Há quem enxergue mais longe. “As trocas sociais representam um terceiro modo de organização da economia de produção, ao lado dos mercados e do Estado”, diz um dos maiores papas no assunto, Yochai Benkler, da escola de direito da universidade americana de Yale. É a famosa lógica de organização das formigas, em que vários membros da comunidade trabalham pelo bem comum.

O computador mais poderoso do planeta não é de nenhum fabricante, apesar de americanos e japoneses disputarem essa primazia. É a rede de voluntários do projeto Seti (www.seti.org), que agrega o poder computacional de quatro milhões
de máquinas, que emprestam sua capacidade ociosa para decodificar sinais de rádio em busca de vida extraterrestre.
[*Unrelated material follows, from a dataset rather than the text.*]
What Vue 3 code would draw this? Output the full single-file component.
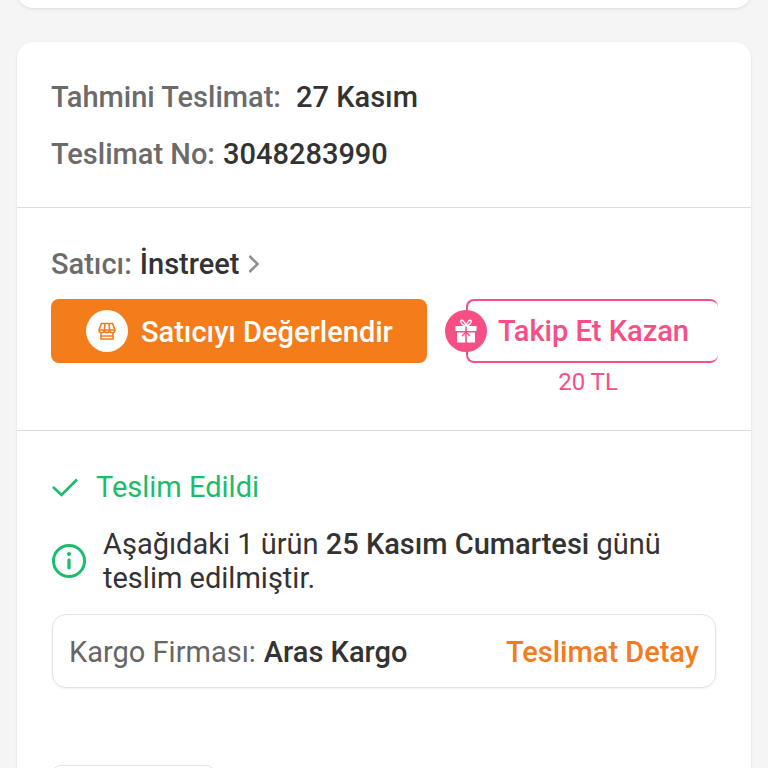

Música – Há outros exemplos do esforço cooperativo em que voluntários compartilham seu tempo, talento e conhecimento em prol de obras comunitárias. O principal deles é a enciclopédia livre Wikipedia (www.wikipedia.org), feita por colaboradores anônimos e mantida por uma entidade sem fins lucrativos. Hoje ela tem mais de meio milhão de artigos em 80 idiomas – 50 mil em português. Outro exemplo é o projeto Gutenberg (www.gutenberg.org), força-tarefa na qual voluntários transcrevem textos de autores clássicos em um catálogo com 15 mil livros digitais.

Além da informática, a indústria da música foi a que mais sofreu o impacto desse fenômeno. No dia 14 de julho de 1995, aniversário da tomada da Bastilha, foi
criado um padrão de compressão batizado de mp3, que reduzia a música digitalizada a um décimo do seu tamanho, o que facilitava sua transmissão pela internet. Daí para a frente tudo mudou. De uma hora para outra, bandas desconhecidas não precisavam mais das gravadoras para promover suas músicas. Enquanto isso, bandas conhecidas viram seus discos serem compartilhados na rede, sem
receber um tostão. As cinco grandes gravadoras, Universal, EMI, Warner e Sony-BMG (que acabam de se fundir), puseram suas guilhotinas para funcionar contra
artistas e internautas.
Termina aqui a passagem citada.